------ Given entries
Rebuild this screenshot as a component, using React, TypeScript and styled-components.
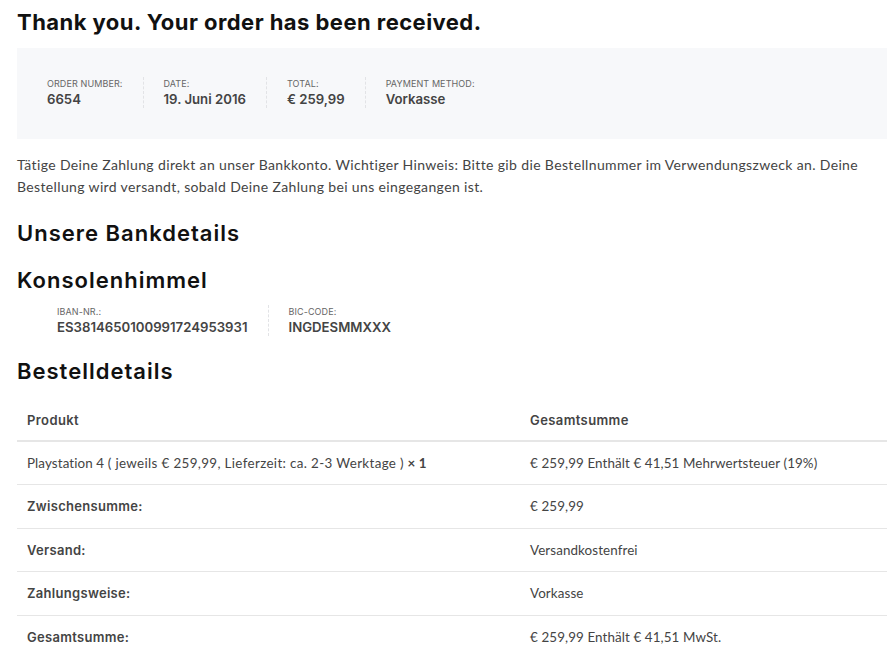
import React from "react";
import styled, { createGlobalStyle } from "styled-components";

const Global = createGlobalStyle`
  html, body { margin: 0; padding: 0; background: #fff; }
  body { font-family: "Lato", "Liberation Sans", sans-serif; color: #444; }
  * { box-sizing: border-box; }
`;

const Page = styled.div`
  padding: 0 7px 0 17px;
  width: 894px;
`;

const Title = styled.h1`
  margin: 0;
  padding-top: 9px;
  font-family: "Inter", sans-serif;
  font-weight: 700;
  font-size: 22px;
  line-height: 26px;
  color: #111;
  letter-spacing: 0.45px;
`;

const Overview = styled.div`
  margin-top: 13px;
  background: #f7f8fa;
  height: 91px;
  padding: 29px 30px 0 30px;
  display: flex;
`;

const Item = styled.div<{ $first?: boolean }>`
  display: flex;
  flex-direction: column;
  padding: 0 20px 0 ${(p) => (p.$first ? 0 : 20)}px;
  border-left: ${(p) => (p.$first ? "none" : "1px dashed #e2e3e6")};
  height: 31px;
`;

const Label = styled.span`
  font-family: "Inter", sans-serif;
  font-size: 9px;
  line-height: 11px;
  text-transform: uppercase;
  color: #666;
  letter-spacing: 0.1px;
  margin-top: 1px;
`;

const Value = styled.span`
  font-family: "Inter", sans-serif;
  font-weight: 600;
  font-size: 13.2px;
  line-height: 18px;
  margin-top: 1px;
  color: #444;
`;

const Para = styled.p`
  margin: 15px 0 0 0;
  font-family: "Lato", sans-serif;
  font-size: 14px;
  line-height: 22px;
  letter-spacing: 0.36px;
  color: #444;
`;

const H2 = styled.h2<{ $mt: number }>`
  margin: ${(p) => p.$mt}px 0 0 0;
  font-family: "Inter", sans-serif;
  font-weight: 600;
  font-size: 22px;
  line-height: 26px;
  letter-spacing: 1px;
  color: #111;
`;

const BankRow = styled.div`
  display: flex;
  padding-left: 40px;
  margin-top: 12px;
`;

const Table = styled.table`
  margin-top: 15px;
  width: 870px;
  border-collapse: collapse;
  font-family: "Lato", sans-serif;
  font-size: 13.4px;
  color: #444;
`;

const Th = styled.th<{ $w?: string }>`
  text-align: left;
  font-family: "Inter", sans-serif;
  font-weight: 600;
  font-size: 13px;
  letter-spacing: 0.4px;
  padding: 0 10px;
  height: 42px;
  border-bottom: 2px solid #e6e6e6;
  width: ${(p) => p.$w ?? "auto"};
`;

const Td = styled.td<{ $bold?: boolean }>`
  padding: 0 10px;
  height: 43.5px;
  font-family: ${(p) => (p.$bold ? '"Inter", sans-serif' : '"Lato", sans-serif')};
  font-size: ${(p) => (p.$bold ? "13px" : "13.4px")};
  font-weight: ${(p) => (p.$bold ? 600 : 400)};
  letter-spacing: ${(p) => (p.$bold ? "0.3px" : "0.1px")};
  border-top: 1px solid #e6e6e6;
`;

const Meta = styled.span`
  font-weight: 400;
  letter-spacing: 0.35px;
`;

const Strong = styled.strong`
  font-weight: 700;
`;

const rows: [string, string][] = [
  ["Zwischensumme:", "€ 259,99"],
  ["Versand:", "Versandkostenfrei"],
  ["Zahlungsweise:", "Vorkasse"],
  ["Gesamtsumme:", "€ 259,99 Enthält € 41,51 MwSt."],
];

export default function App() {
  return (
    <Page>
      <Global />
      <Title>Thank you. Your order has been received.</Title>
      <Overview>
        <Item $first>
          <Label>Order number:</Label>
          <Value>6654</Value>
        </Item>
        <Item>
          <Label>Date:</Label>
          <Value>19. Juni 2016</Value>
        </Item>
        <Item>
          <Label>Total:</Label>
          <Value>€ 259,99</Value>
        </Item>
        <Item>
          <Label>Payment method:</Label>
          <Value>Vorkasse</Value>
        </Item>
      </Overview>
      <Para>
        Tätige Deine Zahlung direkt an unser Bankkonto. Wichtiger Hinweis: Bitte gib die Bestellnummer im
        Verwendungszweck an. Deine Bestellung wird versandt, sobald Deine Zahlung bei uns eingegangen ist.
      </Para>
      <H2 $mt={22}>Unsere Bankdetails</H2>
      <H2 $mt={21}>Konsolenhimmel</H2>
      <BankRow>
        <Item $first>
          <Label>IBAN-Nr.:</Label>
          <Value>ES3814650100991724953931</Value>
        </Item>
        <Item>
          <Label>BIC-Code:</Label>
          <Value>INGDESMMXXX</Value>
        </Item>
      </BankRow>
      <H2 $mt={22}>Bestelldetails</H2>
      <Table>
        <thead>
          <tr>
            <Th $w="503px">Produkt</Th>
            <Th>Gesamtsumme</Th>
          </tr>
        </thead>
        <tbody>
          <tr>
            <Td>
              Playstation 4 <Meta>( jeweils € 259,99, Lieferzeit: ca. 2-3 Werktage )</Meta> <Strong>× 1</Strong>
            </Td>
            <Td>€ 259,99 Enthält € 41,51 Mehrwertsteuer (19%)</Td>
          </tr>
          {rows.map(([k, v]) => (
            <tr key={k}>
              <Td $bold>{k}</Td>
              <Td>{v}</Td>
            </tr>
          ))}
        </tbody>
      </Table>
    </Page>
  );
}
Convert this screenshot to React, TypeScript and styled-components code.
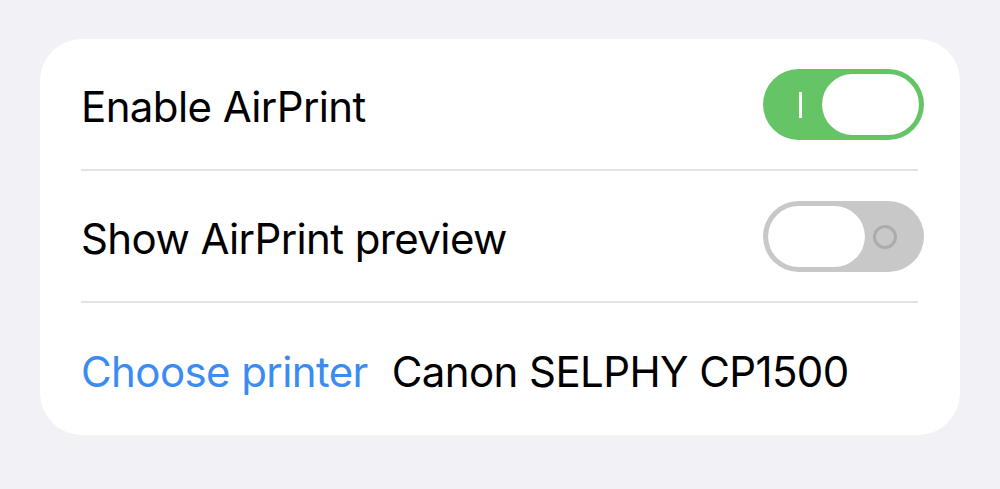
------------
Prompt
Pictures don't belong in the copy. Transcribe every record exactly as it appears.

Problem solution
Rebuild this screenshot as a component, using React, TypeScript and styled-components.
import React from "react";
import styled, { createGlobalStyle } from "styled-components";

const Global = createGlobalStyle`
  html, body { margin: 0; padding: 0; background: #fff; }
  body { font-family: "Lato", "Liberation Sans", sans-serif; color: #444; }
  * { box-sizing: border-box; }
`;

const Page = styled.div`
  padding: 0 7px 0 17px;
  width: 894px;
`;

const Title = styled.h1`
  margin: 0;
  padding-top: 9px;
  font-family: "Inter", sans-serif;
  font-weight: 700;
  font-size: 22px;
  line-height: 26px;
  color: #111;
  letter-spacing: 0.45px;
`;

const Overview = styled.div`
  margin-top: 13px;
  background: #f7f8fa;
  height: 91px;
  padding: 29px 30px 0 30px;
  display: flex;
`;

const Item = styled.div<{ $first?: boolean }>`
  display: flex;
  flex-direction: column;
  padding: 0 20px 0 ${(p) => (p.$first ? 0 : 20)}px;
  border-left: ${(p) => (p.$first ? "none" : "1px dashed #e2e3e6")};
  height: 31px;
`;

const Label = styled.span`
  font-family: "Inter", sans-serif;
  font-size: 9px;
  line-height: 11px;
  text-transform: uppercase;
  color: #666;
  letter-spacing: 0.1px;
  margin-top: 1px;
`;

const Value = styled.span`
  font-family: "Inter", sans-serif;
  font-weight: 600;
  font-size: 13.2px;
  line-height: 18px;
  margin-top: 1px;
  color: #444;
`;

const Para = styled.p`
  margin: 15px 0 0 0;
  font-family: "Lato", sans-serif;
  font-size: 14px;
  line-height: 22px;
  letter-spacing: 0.36px;
  color: #444;
`;

const H2 = styled.h2<{ $mt: number }>`
  margin: ${(p) => p.$mt}px 0 0 0;
  font-family: "Inter", sans-serif;
  font-weight: 600;
  font-size: 22px;
  line-height: 26px;
  letter-spacing: 1px;
  color: #111;
`;

const BankRow = styled.div`
  display: flex;
  padding-left: 40px;
  margin-top: 12px;
`;

const Table = styled.table`
  margin-top: 15px;
  width: 870px;
  border-collapse: collapse;
  font-family: "Lato", sans-serif;
  font-size: 13.4px;
  color: #444;
`;

const Th = styled.th<{ $w?: string }>`
  text-align: left;
  font-family: "Inter", sans-serif;
  font-weight: 600;
  font-size: 13px;
  letter-spacing: 0.4px;
  padding: 0 10px;
  height: 42px;
  border-bottom: 2px solid #e6e6e6;
  width: ${(p) => p.$w ?? "auto"};
`;

const Td = styled.td<{ $bold?: boolean }>`
  padding: 0 10px;
  height: 43.5px;
  font-family: ${(p) => (p.$bold ? '"Inter", sans-serif' : '"Lato", sans-serif')};
  font-size: ${(p) => (p.$bold ? "13px" : "13.4px")};
  font-weight: ${(p) => (p.$bold ? 600 : 400)};
  letter-spacing: ${(p) => (p.$bold ? "0.3px" : "0.1px")};
  border-top: 1px solid #e6e6e6;
`;

const Meta = styled.span`
  font-weight: 400;
  letter-spacing: 0.35px;
`;

const Strong = styled.strong`
  font-weight: 700;
`;

const rows: [string, string][] = [
  ["Zwischensumme:", "€ 259,99"],
  ["Versand:", "Versandkostenfrei"],
  ["Zahlungsweise:", "Vorkasse"],
  ["Gesamtsumme:", "€ 259,99 Enthält € 41,51 MwSt."],
];

export default function App() {
  return (
    <Page>
      <Global />
      <Title>Thank you. Your order has been received.</Title>
      <Overview>
        <Item $first>
          <Label>Order number:</Label>
          <Value>6654</Value>
        </Item>
        <Item>
          <Label>Date:</Label>
          <Value>19. Juni 2016</Value>
        </Item>
        <Item>
          <Label>Total:</Label>
          <Value>€ 259,99</Value>
        </Item>
        <Item>
          <Label>Payment method:</Label>
          <Value>Vorkasse</Value>
        </Item>
      </Overview>
      <Para>
        Tätige Deine Zahlung direkt an unser Bankkonto. Wichtiger Hinweis: Bitte gib die Bestellnummer im
        Verwendungszweck an. Deine Bestellung wird versandt, sobald Deine Zahlung bei uns eingegangen ist.
      </Para>
      <H2 $mt={22}>Unsere Bankdetails</H2>
      <H2 $mt={21}>Konsolenhimmel</H2>
      <BankRow>
        <Item $first>
          <Label>IBAN-Nr.:</Label>
          <Value>ES3814650100991724953931</Value>
        </Item>
        <Item>
          <Label>BIC-Code:</Label>
          <Value>INGDESMMXXX</Value>
        </Item>
      </BankRow>
      <H2 $mt={22}>Bestelldetails</H2>
      <Table>
        <thead>
          <tr>
            <Th $w="503px">Produkt</Th>
            <Th>Gesamtsumme</Th>
          </tr>
        </thead>
        <tbody>
          <tr>
            <Td>
              Playstation 4 <Meta>( jeweils € 259,99, Lieferzeit: ca. 2-3 Werktage )</Meta> <Strong>× 1</Strong>
            </Td>
            <Td>€ 259,99 Enthält € 41,51 Mehrwertsteuer (19%)</Td>
          </tr>
          {rows.map(([k, v]) => (
            <tr key={k}>
              <Td $bold>{k}</Td>
              <Td>{v}</Td>
            </tr>
          ))}
        </tbody>
      </Table>
    </Page>
  );
}
Convert this screenshot to React, TypeScript and styled-components code.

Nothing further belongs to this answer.